>> BEGIN TASK MATERIAL

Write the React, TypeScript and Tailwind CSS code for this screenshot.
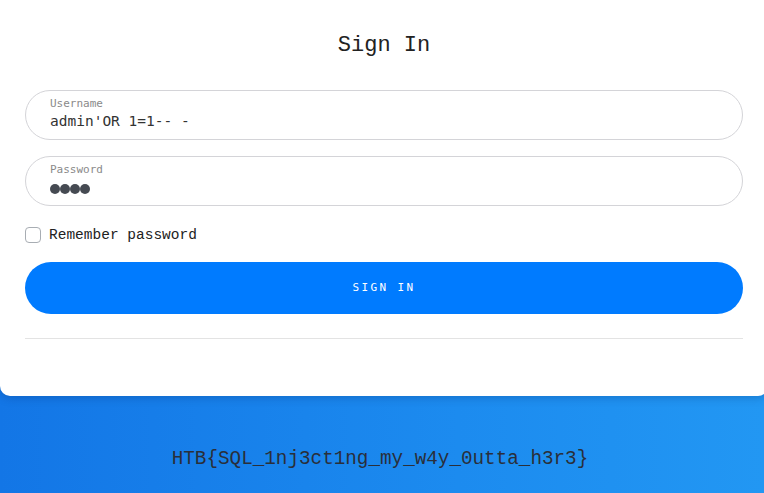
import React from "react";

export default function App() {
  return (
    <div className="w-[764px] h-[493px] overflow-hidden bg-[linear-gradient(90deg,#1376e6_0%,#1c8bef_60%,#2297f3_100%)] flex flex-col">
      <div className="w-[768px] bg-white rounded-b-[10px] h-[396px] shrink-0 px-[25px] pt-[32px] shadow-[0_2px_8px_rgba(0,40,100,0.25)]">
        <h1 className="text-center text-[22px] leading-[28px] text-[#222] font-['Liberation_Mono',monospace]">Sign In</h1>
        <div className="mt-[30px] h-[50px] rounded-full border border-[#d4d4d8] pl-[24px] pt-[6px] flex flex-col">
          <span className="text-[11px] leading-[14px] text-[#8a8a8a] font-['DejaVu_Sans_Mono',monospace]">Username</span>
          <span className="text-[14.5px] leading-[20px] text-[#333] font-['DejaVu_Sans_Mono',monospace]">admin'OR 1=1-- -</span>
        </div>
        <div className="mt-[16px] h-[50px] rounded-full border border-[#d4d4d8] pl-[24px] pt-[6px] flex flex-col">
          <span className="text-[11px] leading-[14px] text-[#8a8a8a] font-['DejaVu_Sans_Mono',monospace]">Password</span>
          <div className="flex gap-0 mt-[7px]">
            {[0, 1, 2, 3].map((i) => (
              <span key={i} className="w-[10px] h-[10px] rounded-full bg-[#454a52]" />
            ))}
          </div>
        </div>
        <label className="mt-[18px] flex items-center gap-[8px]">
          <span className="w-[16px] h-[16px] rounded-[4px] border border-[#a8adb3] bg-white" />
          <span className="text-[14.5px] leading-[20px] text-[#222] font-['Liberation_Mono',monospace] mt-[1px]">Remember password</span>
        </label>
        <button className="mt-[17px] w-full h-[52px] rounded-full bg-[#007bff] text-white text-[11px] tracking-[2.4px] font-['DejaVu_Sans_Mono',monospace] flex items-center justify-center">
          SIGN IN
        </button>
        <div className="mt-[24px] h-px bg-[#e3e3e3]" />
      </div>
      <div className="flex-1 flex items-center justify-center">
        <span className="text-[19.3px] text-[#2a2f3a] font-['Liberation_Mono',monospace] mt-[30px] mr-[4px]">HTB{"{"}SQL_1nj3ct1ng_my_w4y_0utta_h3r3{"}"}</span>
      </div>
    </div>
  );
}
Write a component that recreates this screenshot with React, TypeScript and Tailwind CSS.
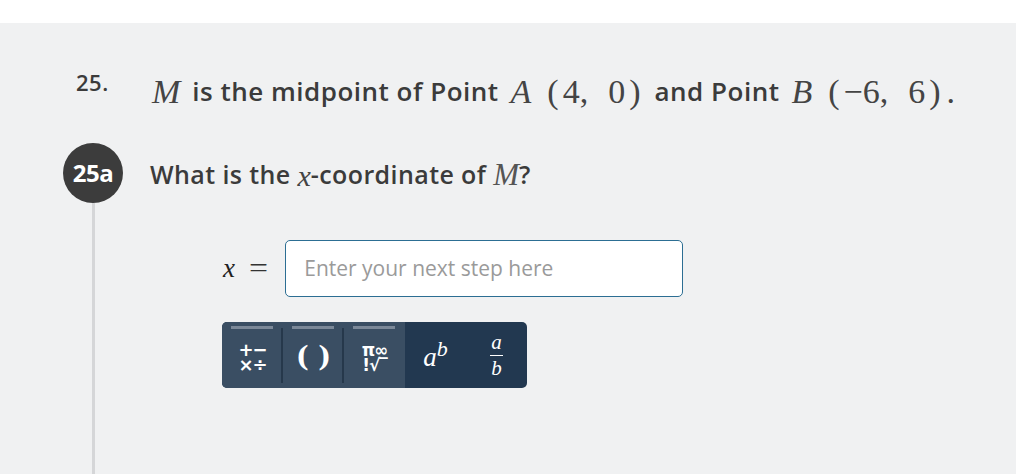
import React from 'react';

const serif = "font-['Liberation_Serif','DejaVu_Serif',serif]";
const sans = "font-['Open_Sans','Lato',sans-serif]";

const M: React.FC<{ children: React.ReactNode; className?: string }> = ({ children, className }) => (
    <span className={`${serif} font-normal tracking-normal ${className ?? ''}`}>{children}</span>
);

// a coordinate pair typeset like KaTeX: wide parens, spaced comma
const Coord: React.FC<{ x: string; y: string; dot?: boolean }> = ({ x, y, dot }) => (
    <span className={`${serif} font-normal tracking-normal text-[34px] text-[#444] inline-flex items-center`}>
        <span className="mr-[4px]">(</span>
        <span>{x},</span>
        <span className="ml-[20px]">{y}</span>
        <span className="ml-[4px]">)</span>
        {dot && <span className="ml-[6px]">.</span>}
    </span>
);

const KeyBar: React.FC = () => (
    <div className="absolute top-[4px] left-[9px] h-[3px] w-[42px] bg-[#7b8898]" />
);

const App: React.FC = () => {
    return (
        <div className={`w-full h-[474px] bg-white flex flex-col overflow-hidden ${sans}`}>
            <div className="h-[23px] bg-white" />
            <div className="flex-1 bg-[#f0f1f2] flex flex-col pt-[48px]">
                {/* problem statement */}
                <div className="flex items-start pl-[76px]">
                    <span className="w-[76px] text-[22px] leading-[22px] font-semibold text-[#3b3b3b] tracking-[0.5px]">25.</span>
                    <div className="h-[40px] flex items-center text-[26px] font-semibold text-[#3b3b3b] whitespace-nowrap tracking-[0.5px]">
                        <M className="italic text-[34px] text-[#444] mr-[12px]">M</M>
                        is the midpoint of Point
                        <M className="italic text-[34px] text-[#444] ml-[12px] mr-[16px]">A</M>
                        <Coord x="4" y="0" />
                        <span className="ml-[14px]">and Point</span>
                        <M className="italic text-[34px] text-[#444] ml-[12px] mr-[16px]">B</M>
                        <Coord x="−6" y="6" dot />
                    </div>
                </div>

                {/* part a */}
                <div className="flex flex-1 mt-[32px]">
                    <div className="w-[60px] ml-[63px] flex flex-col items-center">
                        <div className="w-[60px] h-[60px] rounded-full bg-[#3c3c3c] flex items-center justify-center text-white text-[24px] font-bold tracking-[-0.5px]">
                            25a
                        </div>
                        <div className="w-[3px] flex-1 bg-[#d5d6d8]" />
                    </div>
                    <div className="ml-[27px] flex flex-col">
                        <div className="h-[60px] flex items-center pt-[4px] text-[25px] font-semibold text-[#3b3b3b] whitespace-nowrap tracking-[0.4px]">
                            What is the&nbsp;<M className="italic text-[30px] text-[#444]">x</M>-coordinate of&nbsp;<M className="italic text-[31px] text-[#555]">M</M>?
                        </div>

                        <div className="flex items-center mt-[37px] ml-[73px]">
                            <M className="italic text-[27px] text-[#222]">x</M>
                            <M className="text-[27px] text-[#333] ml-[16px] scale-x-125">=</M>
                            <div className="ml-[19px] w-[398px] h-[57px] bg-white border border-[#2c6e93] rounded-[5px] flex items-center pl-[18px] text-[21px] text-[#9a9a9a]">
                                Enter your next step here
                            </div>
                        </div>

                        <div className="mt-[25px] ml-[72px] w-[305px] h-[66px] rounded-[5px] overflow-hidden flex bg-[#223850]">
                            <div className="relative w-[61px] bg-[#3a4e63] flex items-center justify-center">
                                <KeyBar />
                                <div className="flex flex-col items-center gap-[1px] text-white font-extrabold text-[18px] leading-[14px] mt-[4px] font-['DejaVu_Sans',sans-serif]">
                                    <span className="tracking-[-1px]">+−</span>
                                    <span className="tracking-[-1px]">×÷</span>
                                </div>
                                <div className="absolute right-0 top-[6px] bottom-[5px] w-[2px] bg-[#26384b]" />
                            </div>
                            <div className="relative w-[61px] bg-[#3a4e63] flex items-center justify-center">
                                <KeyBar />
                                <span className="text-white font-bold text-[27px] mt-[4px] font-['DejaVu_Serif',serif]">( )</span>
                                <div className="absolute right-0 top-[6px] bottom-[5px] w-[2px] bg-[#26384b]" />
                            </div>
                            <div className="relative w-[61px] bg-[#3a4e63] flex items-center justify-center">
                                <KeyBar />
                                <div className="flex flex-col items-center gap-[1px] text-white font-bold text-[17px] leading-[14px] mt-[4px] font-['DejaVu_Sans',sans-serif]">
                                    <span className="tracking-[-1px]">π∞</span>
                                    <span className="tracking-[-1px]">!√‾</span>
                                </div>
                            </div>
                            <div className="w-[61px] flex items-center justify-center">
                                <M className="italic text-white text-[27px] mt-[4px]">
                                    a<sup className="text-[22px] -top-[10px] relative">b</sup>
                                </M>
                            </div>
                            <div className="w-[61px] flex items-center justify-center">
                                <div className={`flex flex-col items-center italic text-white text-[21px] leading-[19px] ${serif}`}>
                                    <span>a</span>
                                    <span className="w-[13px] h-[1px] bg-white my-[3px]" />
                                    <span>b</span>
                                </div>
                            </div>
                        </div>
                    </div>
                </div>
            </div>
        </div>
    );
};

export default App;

>> END TASK MATERIAL

Leave the pictures out, and transcribe each of the records exactly.

■ **TASK RESULT**:
Write the React, TypeScript and Tailwind CSS code for this screenshot.
import React from "react";

export default function App() {
  return (
    <div className="w-[764px] h-[493px] overflow-hidden bg-[linear-gradient(90deg,#1376e6_0%,#1c8bef_60%,#2297f3_100%)] flex flex-col">
      <div className="w-[768px] bg-white rounded-b-[10px] h-[396px] shrink-0 px-[25px] pt-[32px] shadow-[0_2px_8px_rgba(0,40,100,0.25)]">
        <h1 className="text-center text-[22px] leading-[28px] text-[#222] font-['Liberation_Mono',monospace]">Sign In</h1>
        <div className="mt-[30px] h-[50px] rounded-full border border-[#d4d4d8] pl-[24px] pt-[6px] flex flex-col">
          <span className="text-[11px] leading-[14px] text-[#8a8a8a] font-['DejaVu_Sans_Mono',monospace]">Username</span>
          <span className="text-[14.5px] leading-[20px] text-[#333] font-['DejaVu_Sans_Mono',monospace]">admin'OR 1=1-- -</span>
        </div>
        <div className="mt-[16px] h-[50px] rounded-full border border-[#d4d4d8] pl-[24px] pt-[6px] flex flex-col">
          <span className="text-[11px] leading-[14px] text-[#8a8a8a] font-['DejaVu_Sans_Mono',monospace]">Password</span>
          <div className="flex gap-0 mt-[7px]">
            {[0, 1, 2, 3].map((i) => (
              <span key={i} className="w-[10px] h-[10px] rounded-full bg-[#454a52]" />
            ))}
          </div>
        </div>
        <label className="mt-[18px] flex items-center gap-[8px]">
          <span className="w-[16px] h-[16px] rounded-[4px] border border-[#a8adb3] bg-white" />
          <span className="text-[14.5px] leading-[20px] text-[#222] font-['Liberation_Mono',monospace] mt-[1px]">Remember password</span>
        </label>
        <button className="mt-[17px] w-full h-[52px] rounded-full bg-[#007bff] text-white text-[11px] tracking-[2.4px] font-['DejaVu_Sans_Mono',monospace] flex items-center justify-center">
          SIGN IN
        </button>
        <div className="mt-[24px] h-px bg-[#e3e3e3]" />
      </div>
      <div className="flex-1 flex items-center justify-center">
        <span className="text-[19.3px] text-[#2a2f3a] font-['Liberation_Mono',monospace] mt-[30px] mr-[4px]">HTB{"{"}SQL_1nj3ct1ng_my_w4y_0utta_h3r3{"}"}</span>
      </div>
    </div>
  );
}
Write a component that recreates this screenshot with React, TypeScript and Tailwind CSS.
import React from 'react';

const serif = "font-['Liberation_Serif','DejaVu_Serif',serif]";
const sans = "font-['Open_Sans','Lato',sans-serif]";

const M: React.FC<{ children: React.ReactNode; className?: string }> = ({ children, className }) => (
    <span className={`${serif} font-normal tracking-normal ${className ?? ''}`}>{children}</span>
);

// a coordinate pair typeset like KaTeX: wide parens, spaced comma
const Coord: React.FC<{ x: string; y: string; dot?: boolean }> = ({ x, y, dot }) => (
    <span className={`${serif} font-normal tracking-normal text-[34px] text-[#444] inline-flex items-center`}>
        <span className="mr-[4px]">(</span>
        <span>{x},</span>
        <span className="ml-[20px]">{y}</span>
        <span className="ml-[4px]">)</span>
        {dot && <span className="ml-[6px]">.</span>}
    </span>
);

const KeyBar: React.FC = () => (
    <div className="absolute top-[4px] left-[9px] h-[3px] w-[42px] bg-[#7b8898]" />
);

const App: React.FC = () => {
    return (
        <div className={`w-full h-[474px] bg-white flex flex-col overflow-hidden ${sans}`}>
            <div className="h-[23px] bg-white" />
            <div className="flex-1 bg-[#f0f1f2] flex flex-col pt-[48px]">
                {/* problem statement */}
                <div className="flex items-start pl-[76px]">
                    <span className="w-[76px] text-[22px] leading-[22px] font-semibold text-[#3b3b3b] tracking-[0.5px]">25.</span>
                    <div className="h-[40px] flex items-center text-[26px] font-semibold text-[#3b3b3b] whitespace-nowrap tracking-[0.5px]">
                        <M className="italic text-[34px] text-[#444] mr-[12px]">M</M>
                        is the midpoint of Point
                        <M className="italic text-[34px] text-[#444] ml-[12px] mr-[16px]">A</M>
                        <Coord x="4" y="0" />
                        <span className="ml-[14px]">and Point</span>
                        <M className="italic text-[34px] text-[#444] ml-[12px] mr-[16px]">B</M>
                        <Coord x="−6" y="6" dot />
                    </div>
                </div>

                {/* part a */}
                <div className="flex flex-1 mt-[32px]">
                    <div className="w-[60px] ml-[63px] flex flex-col items-center">
                        <div className="w-[60px] h-[60px] rounded-full bg-[#3c3c3c] flex items-center justify-center text-white text-[24px] font-bold tracking-[-0.5px]">
                            25a
                        </div>
                        <div className="w-[3px] flex-1 bg-[#d5d6d8]" />
                    </div>
                    <div className="ml-[27px] flex flex-col">
                        <div className="h-[60px] flex items-center pt-[4px] text-[25px] font-semibold text-[#3b3b3b] whitespace-nowrap tracking-[0.4px]">
                            What is the&nbsp;<M className="italic text-[30px] text-[#444]">x</M>-coordinate of&nbsp;<M className="italic text-[31px] text-[#555]">M</M>?
                        </div>

                        <div className="flex items-center mt-[37px] ml-[73px]">
                            <M className="italic text-[27px] text-[#222]">x</M>
                            <M className="text-[27px] text-[#333] ml-[16px] scale-x-125">=</M>
                            <div className="ml-[19px] w-[398px] h-[57px] bg-white border border-[#2c6e93] rounded-[5px] flex items-center pl-[18px] text-[21px] text-[#9a9a9a]">
                                Enter your next step here
                            </div>
                        </div>

                        <div className="mt-[25px] ml-[72px] w-[305px] h-[66px] rounded-[5px] overflow-hidden flex bg-[#223850]">
                            <div className="relative w-[61px] bg-[#3a4e63] flex items-center justify-center">
                                <KeyBar />
                                <div className="flex flex-col items-center gap-[1px] text-white font-extrabold text-[18px] leading-[14px] mt-[4px] font-['DejaVu_Sans',sans-serif]">
                                    <span className="tracking-[-1px]">+−</span>
                                    <span className="tracking-[-1px]">×÷</span>
                                </div>
                                <div className="absolute right-0 top-[6px] bottom-[5px] w-[2px] bg-[#26384b]" />
                            </div>
                            <div className="relative w-[61px] bg-[#3a4e63] flex items-center justify-center">
                                <KeyBar />
                                <span className="text-white font-bold text-[27px] mt-[4px] font-['DejaVu_Serif',serif]">( )</span>
                                <div className="absolute right-0 top-[6px] bottom-[5px] w-[2px] bg-[#26384b]" />
                            </div>
                            <div className="relative w-[61px] bg-[#3a4e63] flex items-center justify-center">
                                <KeyBar />
                                <div className="flex flex-col items-center gap-[1px] text-white font-bold text-[17px] leading-[14px] mt-[4px] font-['DejaVu_Sans',sans-serif]">
                                    <span className="tracking-[-1px]">π∞</span>
                                    <span className="tracking-[-1px]">!√‾</span>
                                </div>
                            </div>
                            <div className="w-[61px] flex items-center justify-center">
                                <M className="italic text-white text-[27px] mt-[4px]">
                                    a<sup className="text-[22px] -top-[10px] relative">b</sup>
                                </M>
                            </div>
                            <div className="w-[61px] flex items-center justify-center">
                                <div className={`flex flex-col items-center italic text-white text-[21px] leading-[19px] ${serif}`}>
                                    <span>a</span>
                                    <span className="w-[13px] h-[1px] bg-white my-[3px]" />
                                    <span>b</span>
                                </div>
                            </div>
                        </div>
                    </div>
                </div>
            </div>
        </div>
    );
};

export default App;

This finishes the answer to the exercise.